= Task requirements =
Each line of the listing must be transcribed exactly, except for the images, which should be excluded.

= Data block =
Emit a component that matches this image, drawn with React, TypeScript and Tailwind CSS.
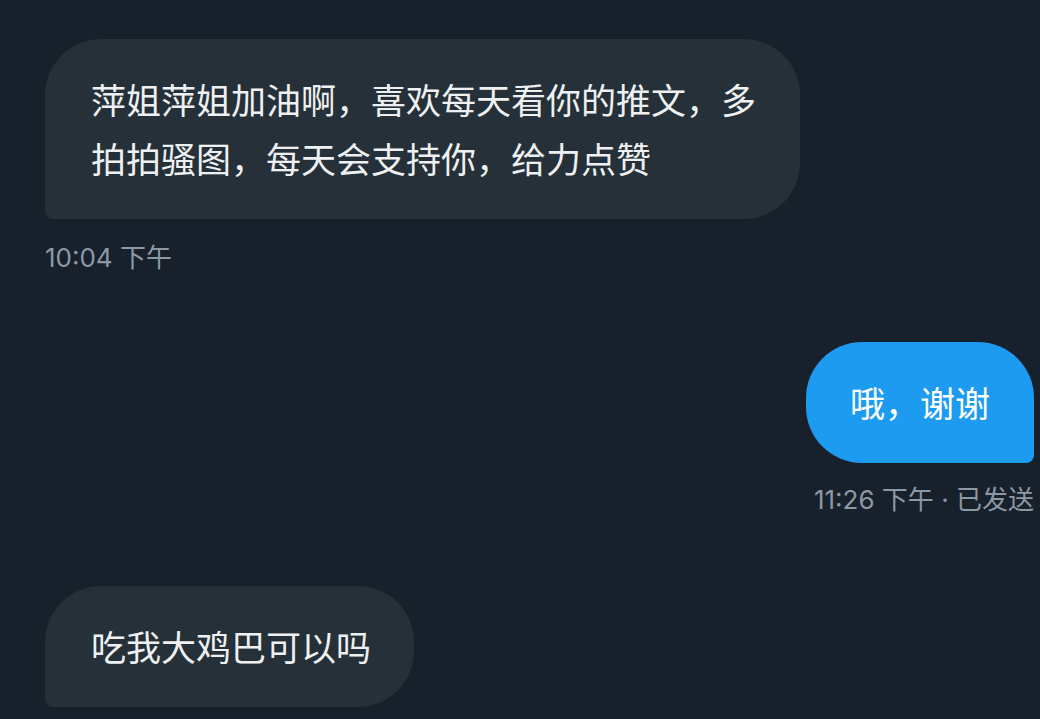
const font = "font-['Inter','Noto_Sans_CJK_SC',sans-serif]"

function Incoming({ text }: { text: string }) {
    return (
        <div className="flex justify-start">
            <div className="max-w-[755px] bg-[#253039] text-[#eef0f1] text-[35px] leading-[59px] pl-[46px] pr-[43px] pt-[33px] pb-[29px] rounded-[56px] rounded-bl-[8px]">
                {text}
            </div>
        </div>
    )
}

function Outgoing({ text }: { text: string }) {
    return (
        <div className="flex justify-end">
            <div className="bg-[#1d9bf0] text-white text-[35px] leading-[59px] px-[44px] pt-[33px] pb-[29px] rounded-[56px] rounded-br-[8px]">
                {text}
            </div>
        </div>
    )
}

export default function App() {
    return (
        <div className={`min-h-[719px] w-[1040px] bg-[#18202b] pl-[45px] pr-[6px] pt-[39px] overflow-hidden ${font}`}>
            <Incoming text="萍姐萍姐加油啊，喜欢每天看你的推文，多拍拍骚图，每天会支持你，给力点赞" />
            <div className="mt-[24px] text-[26px] leading-[30px] text-[#8b98a5]">10:04 下午</div>

            <div className="mt-[69px]">
                <Outgoing text="哦，谢谢" />
            </div>
            <div className="mt-[22px] text-right text-[26px] leading-[30px] text-[#8b98a5]">11:26 下午 · 已发送</div>

            <div className="mt-[71px]">
                <Incoming text="吃我大鸡巴可以吗" />
            </div>
        </div>
    )
}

= The response =
Emit a component that matches this image, drawn with React, TypeScript and Tailwind CSS.
const font = "font-['Inter','Noto_Sans_CJK_SC',sans-serif]"

function Incoming({ text }: { text: string }) {
    return (
        <div className="flex justify-start">
            <div className="max-w-[755px] bg-[#253039] text-[#eef0f1] text-[35px] leading-[59px] pl-[46px] pr-[43px] pt-[33px] pb-[29px] rounded-[56px] rounded-bl-[8px]">
                {text}
            </div>
        </div>
    )
}

function Outgoing({ text }: { text: string }) {
    return (
        <div className="flex justify-end">
            <div className="bg-[#1d9bf0] text-white text-[35px] leading-[59px] px-[44px] pt-[33px] pb-[29px] rounded-[56px] rounded-br-[8px]">
                {text}
            </div>
        </div>
    )
}

export default function App() {
    return (
        <div className={`min-h-[719px] w-[1040px] bg-[#18202b] pl-[45px] pr-[6px] pt-[39px] overflow-hidden ${font}`}>
            <Incoming text="萍姐萍姐加油啊，喜欢每天看你的推文，多拍拍骚图，每天会支持你，给力点赞" />
            <div className="mt-[24px] text-[26px] leading-[30px] text-[#8b98a5]">10:04 下午</div>

            <div className="mt-[69px]">
                <Outgoing text="哦，谢谢" />
            </div>
            <div className="mt-[22px] text-right text-[26px] leading-[30px] text-[#8b98a5]">11:26 下午 · 已发送</div>

            <div className="mt-[71px]">
                <Incoming text="吃我大鸡巴可以吗" />
            </div>
        </div>
    )
}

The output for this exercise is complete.